DIRECTIONS FOR THIS TASK. What you return should match every record exactly, with the images removed.

(Code that builds pages)
= = =

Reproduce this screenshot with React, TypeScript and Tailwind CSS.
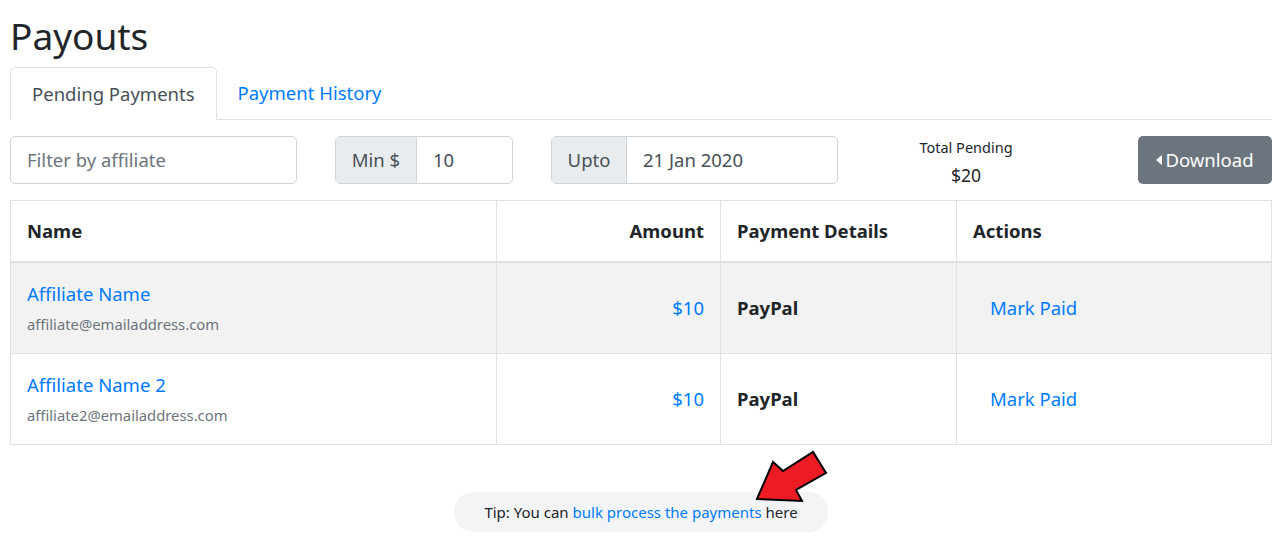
import React from "react"

const rows = [
  { name: "Affiliate Name", email: "affiliate@emailaddress.com", amount: "$10", method: "PayPal" },
  { name: "Affiliate Name 2", email: "affiliate2@emailaddress.com", amount: "$10", method: "PayPal" },
]

function Arrow() {
  return (
    <svg
      className="absolute left-[740px] top-[-46px]"
      width="84"
      height="62"
      viewBox="750 445 84 62"
    >
      <polygon
        points="757,498 773,461 783,470 813,451 826,472 796,489 802,500"
        fill="#ed1c24"
        stroke="#000"
        strokeWidth="2"
        strokeLinejoin="miter"
      />
    </svg>
  )
}

export default function App() {
  return (
    <div className="min-h-screen bg-white px-[10px] pt-[12px] text-[#212529] font-['Noto_Sans',sans-serif]">
      <h1 className="text-[37px] leading-[48px] mb-[7px]">Payouts</h1>

      {/* tabs */}
      <div className="flex border-b border-[#dee2e6]">
        <div className="-mb-px rounded-t-[5px] border border-[#dee2e6] border-b-white bg-white px-[21px] pt-[11px] pb-[10px] text-[18.5px] leading-[30px] text-[#495057]">
          Pending Payments
        </div>
        <div className="px-[21px] pt-[11px] pb-[10px] text-[18.5px] leading-[30px] text-[#007bff]">Payment History</div>
      </div>

      {/* filters */}
      <div className="mt-[16px] flex h-[48px] items-start text-[18.5px]">
        <div className="flex h-[48px] w-[287px] items-center rounded-[5px] border border-[#ced4da] px-[16px] text-[#6c757d]">
          Filter by affiliate
        </div>
        <div className="ml-[38px] flex h-[48px] w-[178px] rounded-[5px] border border-[#ced4da]">
          <div className="flex w-[81px] items-center justify-center border-r border-[#ced4da] bg-[#e9ecef] text-[#495057]">
            Min $
          </div>
          <div className="flex flex-1 items-center px-[16px] text-[#495057]">10</div>
        </div>
        <div className="ml-[38px] flex h-[48px] w-[287px] rounded-[5px] border border-[#ced4da]">
          <div className="flex w-[75px] items-center justify-center border-r border-[#ced4da] bg-[#e9ecef] text-[#495057]">
            Upto
          </div>
          <div className="flex flex-1 items-center px-[16px] text-[#495057]">21 Jan 2020</div>
        </div>
        <div className="ml-[38px] h-[48px] w-[180px] text-center">
          <div className="text-[14.5px] leading-[22px]">Total Pending</div>
          <div className="mt-[5px] text-[17.5px] leading-[24px]">$20</div>
        </div>
        <div className="flex-1" />
        <button className="flex h-[48px] w-[134px] items-center justify-center gap-[3px] rounded-[5px] bg-[#6c757d] text-[18.5px] text-white">
          <svg width="6" height="10" viewBox="0 0 6 10">
            <polygon points="6,0 6,10 0,5" fill="#fff" />
          </svg>
          Download
        </button>
      </div>

      {/* table */}
      <table className="mt-[16px] w-full border-collapse border border-[#dee2e6] text-[18.5px] leading-[30px]">
        <thead>
          <tr>
            <th className="w-[486px] border border-b-2 border-[#dee2e6] px-[16px] pt-[15px] pb-[15px] text-left font-bold">Name</th>
            <th className="w-[224px] border border-b-2 border-[#dee2e6] px-[16px] pt-[15px] pb-[15px] text-right font-bold">Amount</th>
            <th className="w-[236px] border border-b-2 border-[#dee2e6] px-[16px] pt-[15px] pb-[15px] text-left font-bold">Payment Details</th>
            <th className="border border-b-2 border-[#dee2e6] px-[16px] pt-[15px] pb-[15px] text-left font-bold">Actions</th>
          </tr>
        </thead>
        <tbody>
          {rows.map((r, i) => (
            <tr key={r.email} className={i % 2 === 0 ? "bg-[#f2f2f2]" : "bg-white"}>
              <td className="border border-[#dee2e6] px-[16px] pt-[16px] pb-[14px]">
                <div className="text-[#007bff]">{r.name}</div>
                <div className="text-[14.8px] leading-[30px] text-[#6c757d]">{r.email}</div>
              </td>
              <td className="border border-[#dee2e6] px-[16px] text-right text-[#007bff]">{r.amount}</td>
              <td className="border border-[#dee2e6] px-[16px] font-bold">{r.method}</td>
              <td className="border border-[#dee2e6] px-[16px]">
                <span className="ml-[17px] text-[#007bff]">Mark Paid</span>
              </td>
            </tr>
          ))}
        </tbody>
      </table>

      {/* tip */}
      <div className="relative mt-[47px] flex justify-center">
        <div className="flex h-[40px] items-center rounded-full bg-[#f3f4f6] px-[30px] text-[15px]">
          Tip: You can&nbsp;<span className="text-[#007bff]">bulk process the payments</span>&nbsp;here
        </div>
        <Arrow />
      </div>
    </div>
  )
}
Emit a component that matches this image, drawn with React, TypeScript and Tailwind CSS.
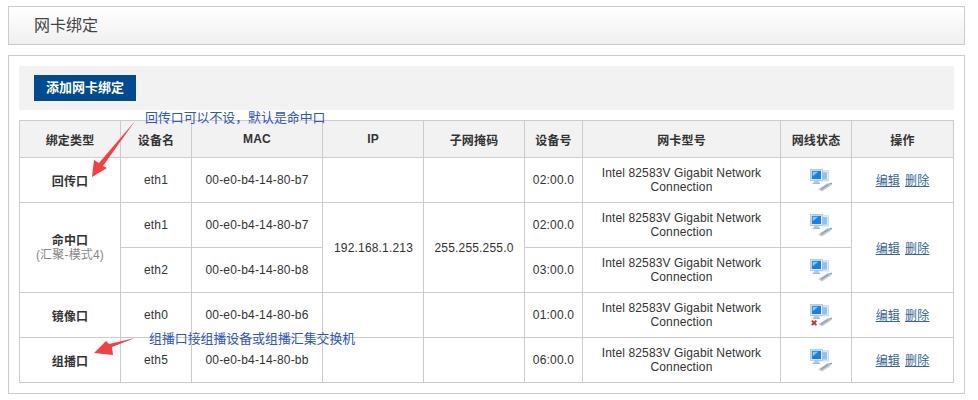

= = =

RESPONSE.
Reproduce this screenshot with React, TypeScript and Tailwind CSS.
import React from "react"

const rows = [
  { name: "Affiliate Name", email: "affiliate@emailaddress.com", amount: "$10", method: "PayPal" },
  { name: "Affiliate Name 2", email: "affiliate2@emailaddress.com", amount: "$10", method: "PayPal" },
]

function Arrow() {
  return (
    <svg
      className="absolute left-[740px] top-[-46px]"
      width="84"
      height="62"
      viewBox="750 445 84 62"
    >
      <polygon
        points="757,498 773,461 783,470 813,451 826,472 796,489 802,500"
        fill="#ed1c24"
        stroke="#000"
        strokeWidth="2"
        strokeLinejoin="miter"
      />
    </svg>
  )
}

export default function App() {
  return (
    <div className="min-h-screen bg-white px-[10px] pt-[12px] text-[#212529] font-['Noto_Sans',sans-serif]">
      <h1 className="text-[37px] leading-[48px] mb-[7px]">Payouts</h1>

      {/* tabs */}
      <div className="flex border-b border-[#dee2e6]">
        <div className="-mb-px rounded-t-[5px] border border-[#dee2e6] border-b-white bg-white px-[21px] pt-[11px] pb-[10px] text-[18.5px] leading-[30px] text-[#495057]">
          Pending Payments
        </div>
        <div className="px-[21px] pt-[11px] pb-[10px] text-[18.5px] leading-[30px] text-[#007bff]">Payment History</div>
      </div>

      {/* filters */}
      <div className="mt-[16px] flex h-[48px] items-start text-[18.5px]">
        <div className="flex h-[48px] w-[287px] items-center rounded-[5px] border border-[#ced4da] px-[16px] text-[#6c757d]">
          Filter by affiliate
        </div>
        <div className="ml-[38px] flex h-[48px] w-[178px] rounded-[5px] border border-[#ced4da]">
          <div className="flex w-[81px] items-center justify-center border-r border-[#ced4da] bg-[#e9ecef] text-[#495057]">
            Min $
          </div>
          <div className="flex flex-1 items-center px-[16px] text-[#495057]">10</div>
        </div>
        <div className="ml-[38px] flex h-[48px] w-[287px] rounded-[5px] border border-[#ced4da]">
          <div className="flex w-[75px] items-center justify-center border-r border-[#ced4da] bg-[#e9ecef] text-[#495057]">
            Upto
          </div>
          <div className="flex flex-1 items-center px-[16px] text-[#495057]">21 Jan 2020</div>
        </div>
        <div className="ml-[38px] h-[48px] w-[180px] text-center">
          <div className="text-[14.5px] leading-[22px]">Total Pending</div>
          <div className="mt-[5px] text-[17.5px] leading-[24px]">$20</div>
        </div>
        <div className="flex-1" />
        <button className="flex h-[48px] w-[134px] items-center justify-center gap-[3px] rounded-[5px] bg-[#6c757d] text-[18.5px] text-white">
          <svg width="6" height="10" viewBox="0 0 6 10">
            <polygon points="6,0 6,10 0,5" fill="#fff" />
          </svg>
          Download
        </button>
      </div>

      {/* table */}
      <table className="mt-[16px] w-full border-collapse border border-[#dee2e6] text-[18.5px] leading-[30px]">
        <thead>
          <tr>
            <th className="w-[486px] border border-b-2 border-[#dee2e6] px-[16px] pt-[15px] pb-[15px] text-left font-bold">Name</th>
            <th className="w-[224px] border border-b-2 border-[#dee2e6] px-[16px] pt-[15px] pb-[15px] text-right font-bold">Amount</th>
            <th className="w-[236px] border border-b-2 border-[#dee2e6] px-[16px] pt-[15px] pb-[15px] text-left font-bold">Payment Details</th>
            <th className="border border-b-2 border-[#dee2e6] px-[16px] pt-[15px] pb-[15px] text-left font-bold">Actions</th>
          </tr>
        </thead>
        <tbody>
          {rows.map((r, i) => (
            <tr key={r.email} className={i % 2 === 0 ? "bg-[#f2f2f2]" : "bg-white"}>
              <td className="border border-[#dee2e6] px-[16px] pt-[16px] pb-[14px]">
                <div className="text-[#007bff]">{r.name}</div>
                <div className="text-[14.8px] leading-[30px] text-[#6c757d]">{r.email}</div>
              </td>
              <td className="border border-[#dee2e6] px-[16px] text-right text-[#007bff]">{r.amount}</td>
              <td className="border border-[#dee2e6] px-[16px] font-bold">{r.method}</td>
              <td className="border border-[#dee2e6] px-[16px]">
                <span className="ml-[17px] text-[#007bff]">Mark Paid</span>
              </td>
            </tr>
          ))}
        </tbody>
      </table>

      {/* tip */}
      <div className="relative mt-[47px] flex justify-center">
        <div className="flex h-[40px] items-center rounded-full bg-[#f3f4f6] px-[30px] text-[15px]">
          Tip: You can&nbsp;<span className="text-[#007bff]">bulk process the payments</span>&nbsp;here
        </div>
        <Arrow />
      </div>
    </div>
  )
}
Emit a component that matches this image, drawn with React, TypeScript and Tailwind CSS.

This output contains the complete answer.